Represent matrix from $\mathbb{R}^4$ as composition of two rotations of $\mathbb{R}^2$

Question

Matrix in some orthonormal basis: $\frac{1}{6}\begin{bmatrix} 3 &-1 &-1 &-5\\ 1 &3 & -5 &1\\ 1 &5 &3 &-1\\ 5 &-1& 1 &3 \end{bmatrix}$

I know how to do it for $\mathbb{R}^3$, but I don't know how rotation matrices should look for $\mathbb{R}^4$.

Answer 1

Following Claim 3 in this answer, start by finding an invariant plane of the transformation.
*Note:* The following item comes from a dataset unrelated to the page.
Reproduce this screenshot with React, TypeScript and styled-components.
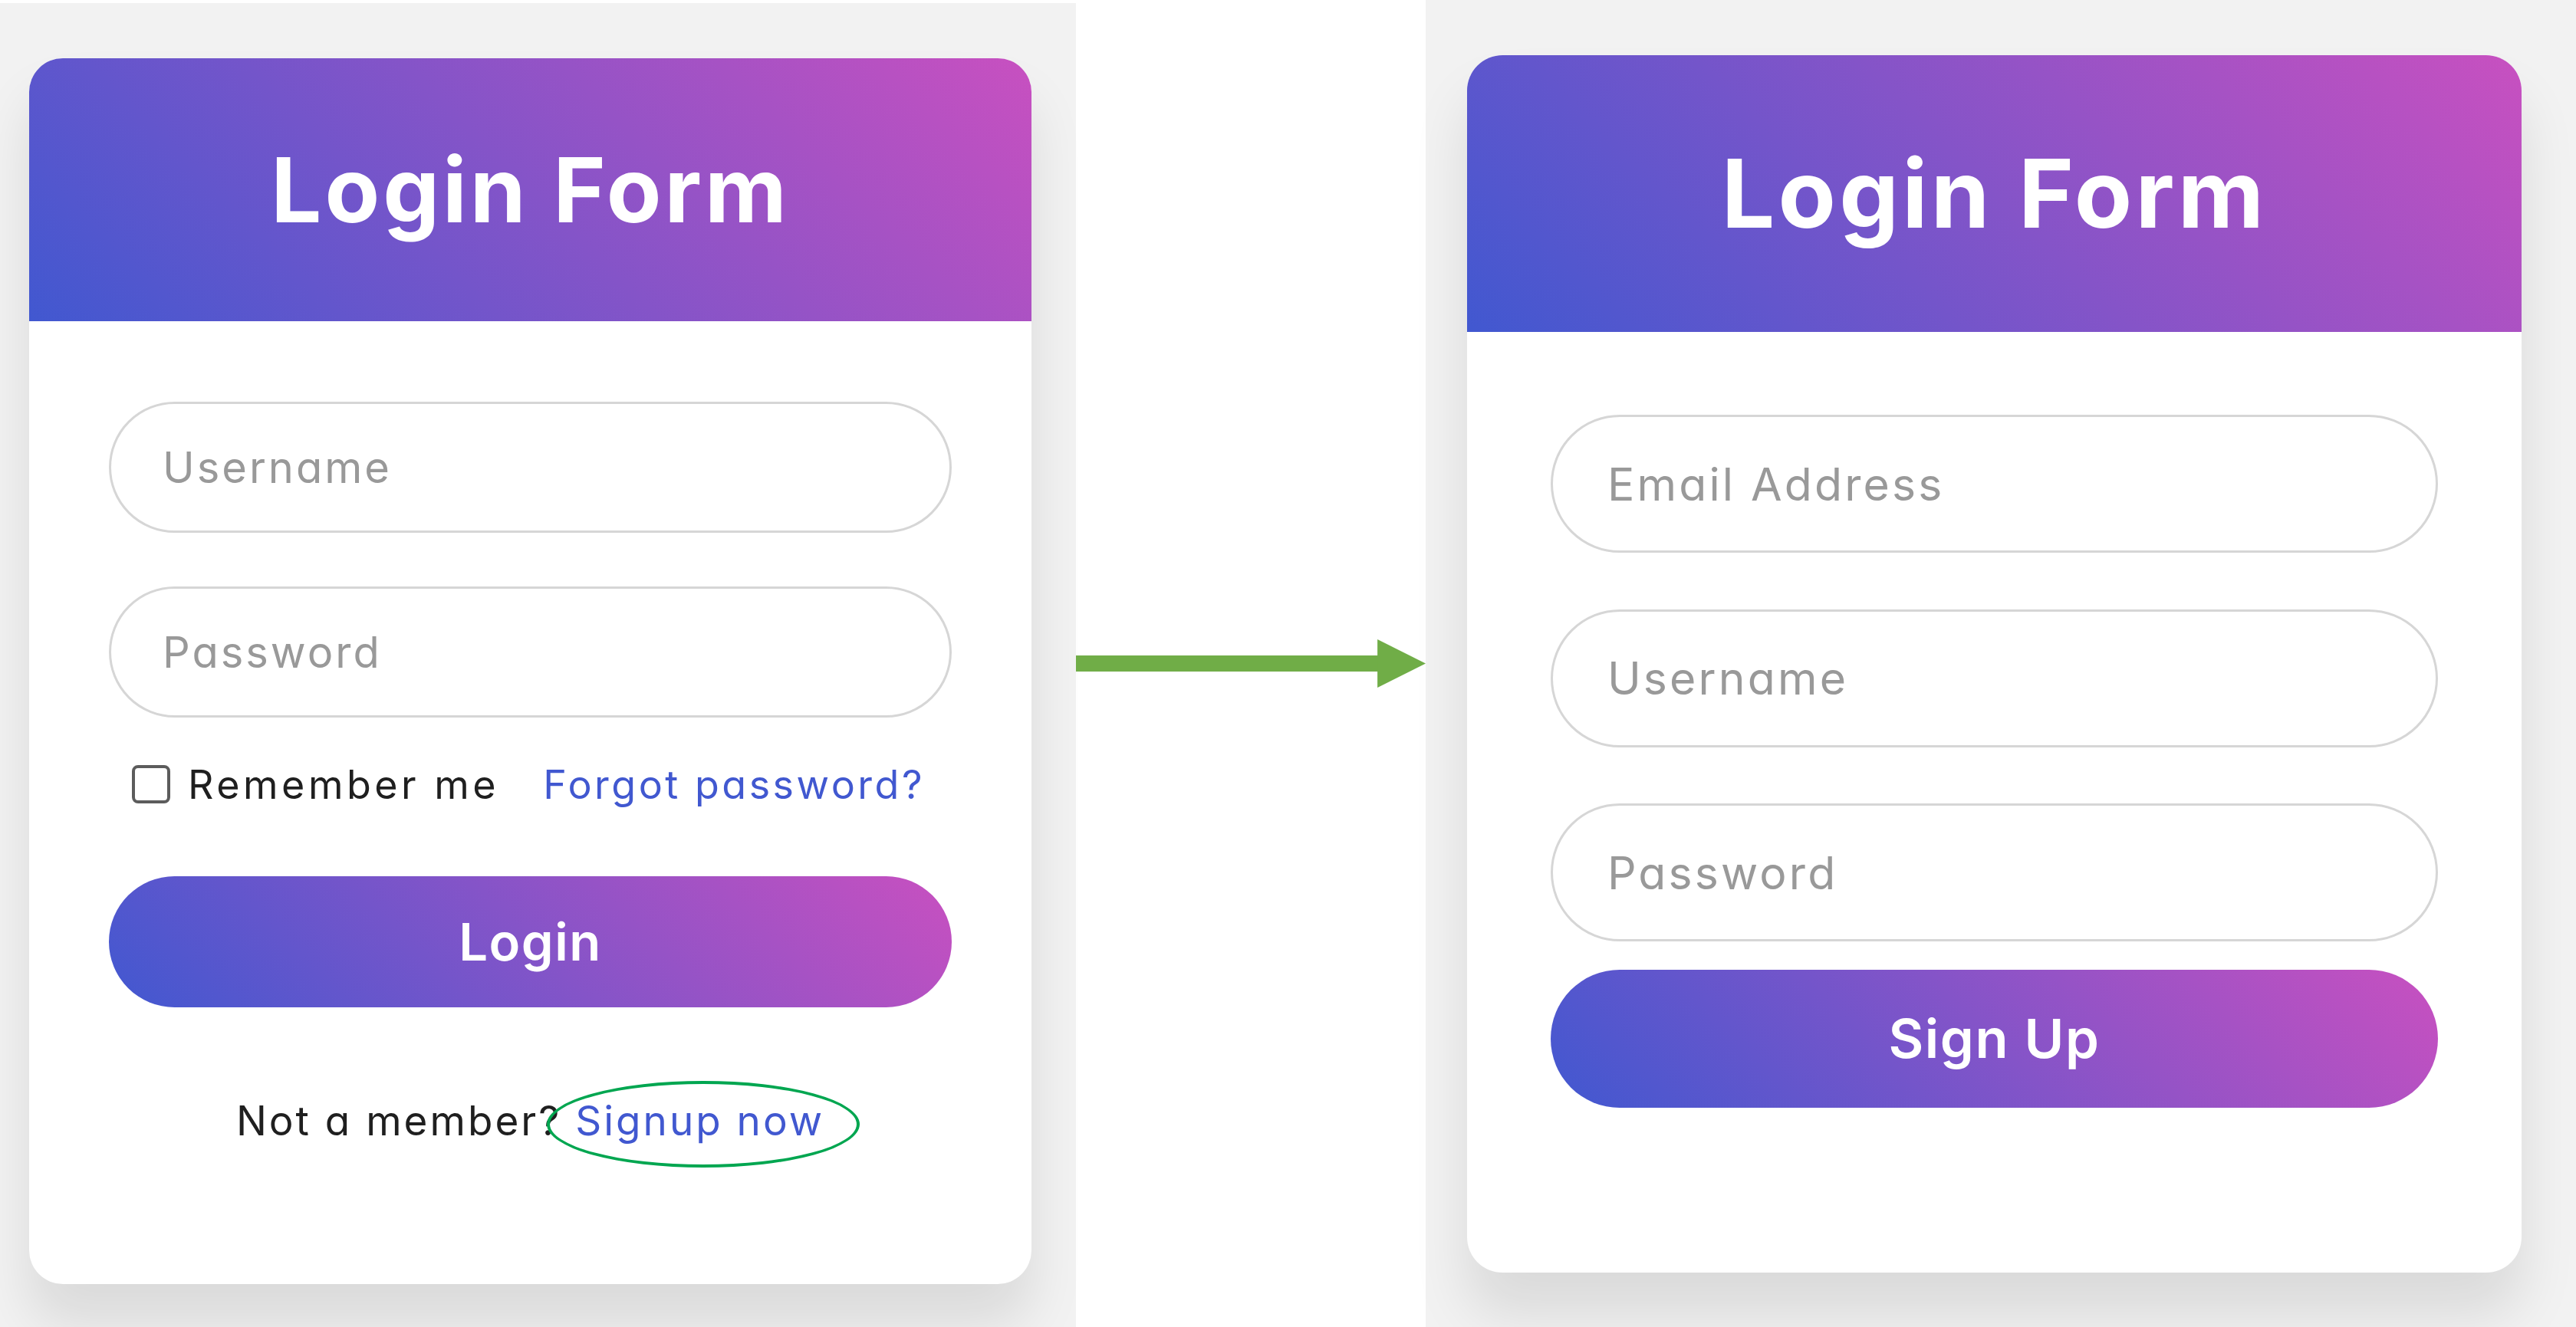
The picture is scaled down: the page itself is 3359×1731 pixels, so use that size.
import styled, { createGlobalStyle } from "styled-components"

const GlobalStyle = createGlobalStyle`
  * {
    box-sizing: border-box;
  }
  html, body {
    margin: 0;
    padding: 0;
    background: #fff;
  }
  body {
    font-family: Inter, "Noto Sans", sans-serif;
    font-feature-settings: "cv11" 1;
  }
`

const brandGradient = "linear-gradient(-135deg, #c850c0, #4158d0)"

const Page = styled.div`
  display: flex;
  width: 3359px;
  height: 1731px;
  overflow: hidden;
  background: #fff;
`

const Shot = styled.section<{ $width: number; $top: number; $left: number; $edge?: boolean }>`
  flex: none;
  width: ${p => p.$width}px;
  height: 100%;
  background: #f2f2f2;
  border-top: ${p => (p.$edge ? "4px solid #fff" : "none")};
  padding: ${p => p.$top}px 0 0 ${p => p.$left}px;
`

const Gap = styled.div`
  flex: none;
  width: 456px;
  height: 100%;
  display: flex;
  align-items: center;
`

const Card = styled.div<{ $zoom?: number }>`
  width: 1307px;
  background: #fff;
  border-radius: 44px;
  overflow: hidden;
  box-shadow: 0 52px 70px rgba(0, 0, 0, 0.1);
  zoom: ${p => p.$zoom ?? 1};
`

const Header = styled.header`
  height: 343px;
  display: flex;
  align-items: center;
  justify-content: center;
  background: ${brandGradient};
`

const Title = styled.h1`
  margin: 0;
  color: #fff;
  font-size: 117px;
  font-weight: 700;
  letter-spacing: 4px;
`

const Form = styled.form<{ $top: number; $bottom: number }>`
  display: flex;
  flex-direction: column;
  padding: ${p => p.$top}px 104px ${p => p.$bottom}px;
`

const Field = styled.input`
  width: 100%;
  height: 171px;
  border: 3px solid #d6d6d6;
  border-radius: 100px;
  padding: 0 0 0 67px;
  font-family: Inter, "Noto Sans", sans-serif;
  font-feature-settings: "cv11" 1;
  font-size: 56px;
  letter-spacing: 3px;
  color: #333;
  outline: none;
  background: #fff;

  & + & {
    margin-top: 70px;
  }

  &::placeholder {
    color: #999;
  }
`

const Options = styled.div`
  display: flex;
  align-items: center;
  justify-content: space-between;
  height: 50px;
  margin-top: 62px;
  padding: 0 35px 0 30px;
  font-size: 52px;
`

const Remember = styled.label`
  display: flex;
  align-items: center;
  gap: 23px;
  color: #1f1f1f;
  letter-spacing: 4.5px;
`

const Check = styled.input.attrs({ type: "checkbox" })`
  appearance: none;
  flex: none;
  width: 50px;
  height: 50px;
  margin: 0;
  border: 4px solid #5c5c5c;
  border-radius: 8px;
  background: #fff;
`

const TextLink = styled.a<{ $spacing?: number }>`
  position: relative;
  color: #4158d0;
  text-decoration: none;
  letter-spacing: ${p => (p.$spacing !== undefined ? `${p.$spacing}px` : "inherit")};
`

const Submit = styled.button<{ $gap: number }>`
  height: 171px;
  margin-top: ${p => p.$gap}px;
  border: none;
  border-radius: 100px;
  background: ${brandGradient};
  color: #fff;
  font-family: Inter, "Noto Sans", sans-serif;
  font-size: 67px;
  font-weight: 600;
  letter-spacing: 1.5px;
`

const Footer = styled.p`
  margin: 110px 0 0;
  text-align: center;
  font-size: 53px;
  line-height: 76px;
  letter-spacing: 3px;
  color: #1f1f1f;
`

// green annotation ring drawn round the signup link
const Ring = styled.span`
  position: absolute;
  left: -37px;
  right: -46px;
  top: -20px;
  bottom: -29px;
  border: 4px solid #00a650;
  border-radius: 50%;
  pointer-events: none;
`

const Arrow = () => (
  <svg width="457" height="63" viewBox="0 0 457 63">
    <rect x="0" y="21" width="395" height="21" fill="#70ad47" />
    <polygon points="394,0 457,31.5 394,63" fill="#70ad47" />
  </svg>
)

export default function App() {
  return (
    <Page>
      <GlobalStyle />
      <Shot $width={1403} $top={72} $left={38} $edge>
        <Card>
          <Header>
            <Title>Login Form</Title>
          </Header>
          <Form $top={105} $bottom={175} onSubmit={e => e.preventDefault()}>
            <Field type="text" placeholder="Username" />
            <Field type="password" placeholder="Password" />
            <Options>
              <Remember>
                <Check />
                Remember me
              </Remember>
              <TextLink href="#" $spacing={3.5}>Forgot password?</TextLink>
            </Options>
            <Submit $gap={95}>Login</Submit>
            <Footer>
              Not a member?{" "}
              <TextLink href="#">
                Signup now
                <Ring />
              </TextLink>
            </Footer>
          </Form>
        </Card>
      </Shot>
      <Gap>
        <Arrow />
      </Gap>
      <Shot $width={1500} $top={72} $left={54}>
        <Card $zoom={1.052}>
          <Header>
            <Title>Login Form</Title>
          </Header>
          <Form $top={103} $bottom={205} onSubmit={e => e.preventDefault()}>
            <Field type="email" placeholder="Email Address" />
            <Field type="text" placeholder="Username" />
            <Field type="password" placeholder="Password" />
            <Submit $gap={35}>Sign Up</Submit>
          </Form>
        </Card>
      </Shot>
    </Page>
  )
}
Its characteristic polynomial is $(\lambda^2-\lambda+1)^2$, so its eigenvalues are $\frac12(1\pm\sqrt3i$), each with multiplicity $2$. Taking the real and imaginary parts of one of the corresponding complex eigenvectors, say $(0,-26,1+15\sqrt3i,5-3\sqrt3i)^T$ gives us a basis for an invariant plane, namely, $(0,-26,1,5)^T$ and $(0,0,15,-3)^T$ (I’ve dropped the common factor of $\sqrt3$ from the latter to reduce clutter.) These two vectors are already orthogonal, so normalize them and use Gram-Schmidt to extend this basis to an orthonormal basis of $\mathbb R^4$. After applying this change of basis to your original matrix, you should end up with one of the form $$\begin{bmatrix}R_1&0\\0&R_2\end{bmatrix},$$ where $R_1$ and $R_2$ are $2\times2$ rotation matrices. To recover the two rotations relative to the original basis, set each $R_k$ block in turn to the identity matrix and apply the inverse change of basis.